Verizon Cuts $350M From Yahoo Acquisition Price

 Verizon has scored a $350 million price cut from its offer to acquire Yahoo’s Internet business, originally priced at $4.83 billion.

Now, the deal is valued at about $4.48 billion, around a 7% drop.

While this may seem like a loss for Yahoo, at least Verizon didn’t drop the deal entirely, especially after Yahoo disclosed last fall that two massive user-data breaches had occurred.

Yahoo CEO Marissa Mayer stated: “We continue to be very excited to join forces with Verizon and AOL. This transaction will accelerate Yahoo’s operating business especially on mobile, while effectively separating our Asian asset equity stakes.”

Sources told The Washington Post that Verizon decided to go forward with the deal when an internal investigation revealed only a small number of Yahoo’s monthly active users abandoned the site as a result of the data breaches.



The disclosure of the breaches caused a delay in the acquisition process, as Verizon and Yahoo discussed new terms of the deal and finally agreed on a price reduction.
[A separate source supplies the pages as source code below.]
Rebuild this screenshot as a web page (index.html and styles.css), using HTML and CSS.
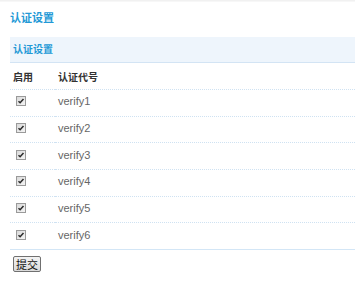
FILE: index.html
```html
<!DOCTYPE html>
<html>
<head>
<meta charset="utf-8">
<link rel="stylesheet" href="styles.css">
</head>
<body>
<div class="topline"></div>
<div class="page">
  <h1 class="title">认证设置</h1>
  <div class="panel">
    <div class="panel-head">认证设置</div>
    <table class="grid">
      <thead>
        <tr><th class="c1">启用</th><th>认证代号</th></tr>
      </thead>
      <tbody>
        <tr><td class="c1"><svg class="cb" viewBox="0 0 10 10" width="10" height="10"><defs><linearGradient id="g" x1="0" y1="0" x2="1" y2="1"><stop offset="0" stop-color="#d8d8d8"/><stop offset="1" stop-color="#f6f6f6"/></linearGradient></defs><rect x="0.5" y="0.5" width="9" height="9" fill="url(#g)" stroke="#9a9a9a"/><path d="M2.5 5.3 L4.1 6.8 L7.5 3" fill="none" stroke="#2a2a2a" stroke-width="1.5"/></svg></td><td class="name">verify1</td></tr>
        <tr><td class="c1"><svg class="cb" viewBox="0 0 10 10" width="10" height="10"><rect x="0.5" y="0.5" width="9" height="9" fill="url(#g)" stroke="#9a9a9a"/><path d="M2.5 5.3 L4.1 6.8 L7.5 3" fill="none" stroke="#2a2a2a" stroke-width="1.5"/></svg></td><td class="name">verify2</td></tr>
        <tr><td class="c1"><svg class="cb" viewBox="0 0 10 10" width="10" height="10"><rect x="0.5" y="0.5" width="9" height="9" fill="url(#g)" stroke="#9a9a9a"/><path d="M2.5 5.3 L4.1 6.8 L7.5 3" fill="none" stroke="#2a2a2a" stroke-width="1.5"/></svg></td><td class="name">verify3</td></tr>
        <tr><td class="c1"><svg class="cb" viewBox="0 0 10 10" width="10" height="10"><rect x="0.5" y="0.5" width="9" height="9" fill="url(#g)" stroke="#9a9a9a"/><path d="M2.5 5.3 L4.1 6.8 L7.5 3" fill="none" stroke="#2a2a2a" stroke-width="1.5"/></svg></td><td class="name">verify4</td></tr>
        <tr><td class="c1"><svg class="cb" viewBox="0 0 10 10" width="10" height="10"><rect x="0.5" y="0.5" width="9" height="9" fill="url(#g)" stroke="#9a9a9a"/><path d="M2.5 5.3 L4.1 6.8 L7.5 3" fill="none" stroke="#2a2a2a" stroke-width="1.5"/></svg></td><td class="name">verify5</td></tr>
        <tr class="last"><td class="c1"><svg class="cb" viewBox="0 0 10 10" width="10" height="10"><rect x="0.5" y="0.5" width="9" height="9" fill="url(#g)" stroke="#9a9a9a"/><path d="M2.5 5.3 L4.1 6.8 L7.5 3" fill="none" stroke="#2a2a2a" stroke-width="1.5"/></svg></td><td class="name">verify6</td></tr>
      </tbody>
    </table>
  </div>
  <div class="actions"><button class="btn" type="button">提交</button></div>
</div>
</body>
</html>
```

FILE: styles.css
```css
html, body {
  margin: 0;
  padding: 0;
  background: #ffffff;
}
body {
  font-family: "Liberation Sans", "Noto Sans CJK SC", sans-serif;
  font-size: 11px;
  color: #333;
}
.topline {
  height: 2px;
  background: linear-gradient(#eeeeee, #fafafa);
}
.page {
  padding-left: 10px;
}
.title {
  margin: 0;
  padding-top: 10px;
  font-size: 11px;
  line-height: 12px;
  font-weight: bold;
  color: #2399d6;
}
.panel {
  margin-top: 13px;
}
.panel-head {
  height: 25px;
  line-height: 25px;
  padding-left: 3px;
  background: #eef5fc;
  border-bottom: 1px solid #d3e4f4;
  font-size: 10px;
  font-weight: bold;
  color: #2399d6;
}
.grid {
  width: 100%;
  border-collapse: collapse;
}
.grid th {
  height: 26px;
  padding: 0 0 0 3px;
  text-align: left;
  font-size: 10px;
  font-weight: bold;
  color: #333;
  border-bottom: 1px dotted #cfe2f2;
}
.grid th.c1 {
  width: 42px;
}
.grid td {
  height: 22.7px;
  padding: 0 0 3px 3px;
  border-bottom: 1px dotted #cfe2f2;
  vertical-align: middle;
}
.grid td.c1 {
  padding-left: 6px;
}
.grid tr.last td {
  border-bottom: 1px solid #d3e6f6;
}
.cb {
  display: block;
}
.name {
  color: #666;
  font-size: 11px;
}
.actions {
  padding: 6px 0 0 3px;
}
.btn {
  margin: 0;
  height: 16px;
  padding: 0 2px;
  font-family: "Noto Sans CJK SC", sans-serif;
  font-size: 11px;
  line-height: 14px;
  color: #111;
  background: linear-gradient(#f3f3f3, #dadada);
  border: 1px solid #707070;
  border-radius: 2px;
}
```
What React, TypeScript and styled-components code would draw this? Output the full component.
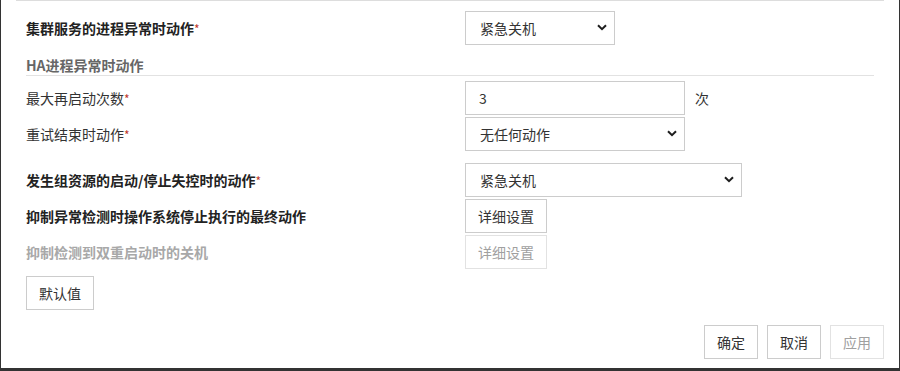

In September 2016, Yahoo announced at least 500 million email accounts were stolen by hackers in 2014. A few months later, the company disclosed that data from more than 1 billion user accounts were stolen back in 2013.

Yahoo divulged this information months after the companies had reached their initial agreement in July.

Under the new terms of the agreement, Verizon will split liability from all future lawsuits related to the security breaches and from Yahoo’s users or commercial partners with Altaba, which will own the remaining portion of Yahoo that is not being sold to Verizon.

Altaba owns a partial stake in the Chinese e-commerce giant Alibaba.

“The amended terms of the agreement provide a fair and favorable outcome for shareholders,” stated Marni Walden, Verizon EVP and president of product innovation and new businesses. “It provides protections for both sides and delivers a clear path to close the transaction in the second quarter.”

The deal is expected to close in the second quarter of 2017.

Verizon wants access to Yahoo’s 1 billion monthly user base, including about 600 million mobile users, and serve them digital advertising.

AOL CEO Tim Armstrong will be responsible for the combined AOL-Yahoo group.

Once the deal closes, Mayer will resign from Altaba’s board. She is expected to remain involved throughout the transition period.